Take a Hindu to Lunch
It is indeed a good piece, the more we learn about each other, the less frictions and worries we will have about others. Every beautiful religion starts with greetings of peace in a variety of ways, all in all, it is calling on strangers to connect with you, breaking the ice and barriers.
Hinduism is one of the misunderstood religions, instead of learning about others, we tend to make judgments about others. If you talk ill about Hindus or others, it is because of your shortcoming, you have remained ignorant about others, or whatever you have learned, you have learned bad gossipy things about them. It is the same story about Jews, Muslims, Sikhs or others, and Mexicans, Chinese, Arabs, Indians, Pakistani or Europeans. We need to clean our minds and see other persons as humans like us.

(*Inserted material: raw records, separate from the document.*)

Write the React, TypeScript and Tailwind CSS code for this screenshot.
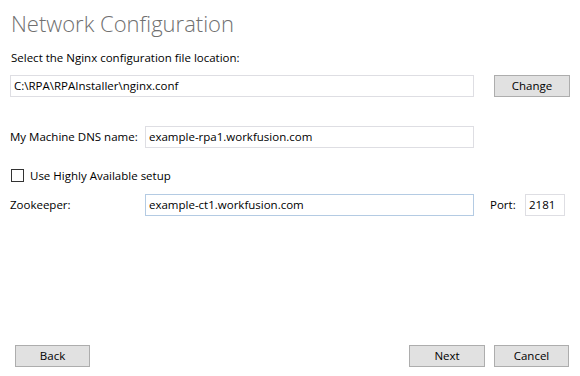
import React from "react";

const font = { fontFamily: '"Open Sans", "Noto Sans", Arial, sans-serif' };

function Field({ value, focused, className }: { value: string; focused?: boolean; className: string }) {
  return (
    <div
      className={`h-[22px] border bg-white flex items-center px-[3px] text-[11.5px] text-black ${
        focused ? "border-[#b4cbe3]" : "border-[#dedee3]"
      } ${className}`}
    >
      {value}
    </div>
  );
}

function Button({ label, className }: { label: string; className: string }) {
  return (
    <button className={`h-[22px] bg-[#e1e1e1] border border-[#adadad] text-[11.5px] text-black flex items-center justify-center ${className}`}>
      {label}
    </button>
  );
}

export default function App() {
  return (
    <div className="w-[580px] h-[376px] bg-white flex flex-col text-black text-[11.5px]" style={font}>
      {/* Header */}
      <h1 className="ml-[11px] mt-[8px] h-[30px] text-[22px] leading-[30px] font-light text-[#707070]">
        Network Configuration
      </h1>

      <div className="ml-[11px] mt-[12px] h-[16px] leading-[16px]">
        Select the Nginx configuration file location:
      </div>

      <div className="mt-[9px] flex items-center">
        <Field value="C:\RPA\RPAInstaller\nginx.conf" className="ml-[10px] w-[464px]" />
        <Button label="Change" className="ml-[20px] w-[76px]" />
      </div>

      <div className="mt-[29px] flex items-center">
        <span className="ml-[10px] w-[135px]">My Machine DNS name:</span>
        <Field value="example-rpa1.workfusion.com" className="w-[329px]" />
      </div>

      <label className="mt-[21px] ml-[11px] flex items-center h-[13px]">
        <span className="w-[13px] h-[13px] border border-[#333333] bg-white" />
        <span className="ml-[6px]">Use Highly Available setup</span>
      </label>

      <div className="mt-[12px] flex items-center">
        <span className="ml-[10px] w-[135px]">Zookeeper:</span>
        <Field value="example-ct1.workfusion.com" focused className="w-[329px]" />
        <span className="ml-[16px] w-[35px]">Port:</span>
        <Field value="2181" className="w-[40px]" />
      </div>

      <div className="mt-auto mb-[9px] flex items-center">
        <Button label="Back" className="ml-[15px] w-[75px]" />
        <Button label="Next" className="ml-auto w-[76px]" />
        <Button label="Cancel" className="ml-[9px] mr-[11px] w-[75px]" />
      </div>
    </div>
  );
}
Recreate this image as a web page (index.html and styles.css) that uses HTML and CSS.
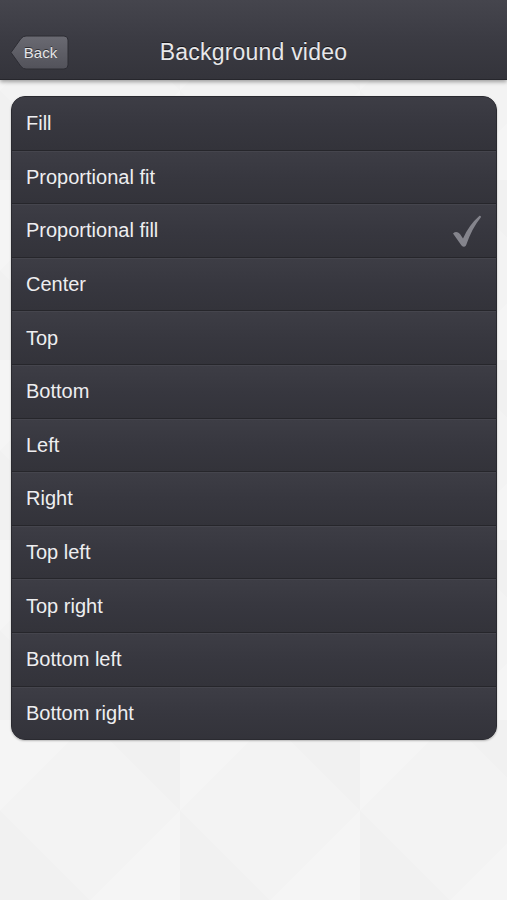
FILE: index.html
```html
<!DOCTYPE html>
<html lang="en">
<head>
  <meta charset="UTF-8">
  <meta name="viewport" content="width=device-width, initial-scale=1.0">
  <title>Background video</title>
  <link rel="stylesheet" href="styles.css">
</head>
<body>
  <div class="nav-bar">
    <div class="back-btn">
      <svg class="back-shape" width="60" height="35" viewBox="0 0 60 35">
        <defs>
          <linearGradient id="backGrad" x1="0" y1="0" x2="0" y2="1">
            <stop offset="0" stop-color="#6a6a72"/>
            <stop offset="1" stop-color="#52525a"/>
          </linearGradient>
        </defs>
        <path d="M1 17.5 L11 3.5 Q13 1 16 1 L54 1 Q58 1 58 5 L58 30 Q58 34 54 34 L16 34 Q13 34 11 31.5 Z" fill="url(#backGrad)" stroke="#2c2c33" stroke-width="1"/>
      </svg>
      <span class="back-label">Back</span>
    </div>
    <div class="nav-title">Background video</div>
  </div>

  <div class="options">
    <div class="option">Fill</div>
    <div class="option">Proportional fit</div>
    <div class="option selected">Proportional fill
      <svg class="check" width="30" height="33" viewBox="0 0 30 33">
        <path d="M1 18.5 Q4.5 15.5 8 19 L11 23.5 Q17 10 27.5 0.8 Q29.5 0.5 28.8 2.5 Q20 13 14 30.5 Q12 33 9.5 30.5 Z" fill="#84848c"/>
      </svg>
    </div>
    <div class="option">Center</div>
    <div class="option">Top</div>
    <div class="option">Bottom</div>
    <div class="option">Left</div>
    <div class="option">Right</div>
    <div class="option">Top left</div>
    <div class="option">Top right</div>
    <div class="option">Bottom left</div>
    <div class="option">Bottom right</div>
  </div>
</body>
</html>
```

FILE: styles.css
```css
body {
  margin: 0;
  height: 900px;
  overflow: hidden;
  font-family: "Liberation Sans", Arial, sans-serif;
  background-color: #f3f3f3;
  background-image:
    linear-gradient(45deg, rgba(0,0,0,0.008) 25%, transparent 25%, transparent 75%, rgba(0,0,0,0.008) 75%),
    linear-gradient(-45deg, rgba(255,255,255,0.2) 25%, transparent 25%, transparent 75%, rgba(255,255,255,0.2) 75%);
  background-size: 180px 180px;
}

.nav-bar {
  height: 80px;
  box-sizing: border-box;
  padding-top: 35px;
  display: flex;
  align-items: flex-start;
  background: linear-gradient(to bottom, #45454d 0%, #3b3b43 50%, #34343b 100%);
  border-bottom: 1px solid #26262c;
  box-shadow: 0 2px 4px rgba(0, 0, 0, 0.35);
  position: relative;
}

.back-btn {
  position: relative;
  width: 60px;
  height: 35px;
  margin-left: 10px;
}

.back-shape {
  display: block;
}

.back-label {
  position: absolute;
  top: 9px;
  left: 8px;
  width: 45px;
  text-align: center;
  color: #e6e6e8;
  font-size: 15px;
  text-shadow: 0 -1px 0 rgba(0, 0, 0, 0.5);
}

.nav-title {
  flex: 1;
  text-align: center;
  margin-right: 70px;
  margin-top: 4px;
  color: #e8e8ea;
  font-size: 23px;
  letter-spacing: 0.2px;
  text-shadow: 0 -1px 0 rgba(0, 0, 0, 0.6);
}

.options {
  margin: 16px 10px 0 11px;
  border-radius: 14px;
  overflow: hidden;
  border: 1px solid #2a2a30;
  box-shadow: 0 1px 2px rgba(0, 0, 0, 0.25);
  background: #36363e;
}

.option {
  height: 51.6px;
  display: flex;
  align-items: center;
  justify-content: space-between;
  padding: 0 14px 0 14px;
  color: #eeeef0;
  font-size: 20px;
  background: linear-gradient(to bottom, #3d3d45 0%, #37373f 50%, #33333a 100%);
  border-top: 1px solid #45454d;
  border-bottom: 1px solid #26262b;
}

.option:first-child {
  border-top-color: #3d3d45;
}

.option:last-child {
  border-bottom: none;
}

.check {
  display: block;
  margin-top: 2px;
}
```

As the population grows, each group will be accepted as a part of the society over a period of time after enduring discrimination and harassment... Baptists, Catholics, Jews, African Americans, and Mormons have gone through it, and currently Muslims, and GLBT community is going through that phase. Hindus will be going through similar situations, and they have their own CAIR, ADL, SC, LULAC like of organization in HAF, to get them through and they will. Eventually, the United States will be the most pluralistic nation on the earth. Knowledge leads to understanding and understanding to acceptance of the otherness of others.
Take pride in having friends from every faith, don't be afraid to lose your prejudices, by God lose them, there is joy in it, and serenity in it. I am proud of my friendships with every one from Atheists to Zoroastrians and every one in between, including friends from GLBT community. Set yourselves a goal of at least 3 friends from each group, when prejudice vanishes, you will be the happiest person on the earth.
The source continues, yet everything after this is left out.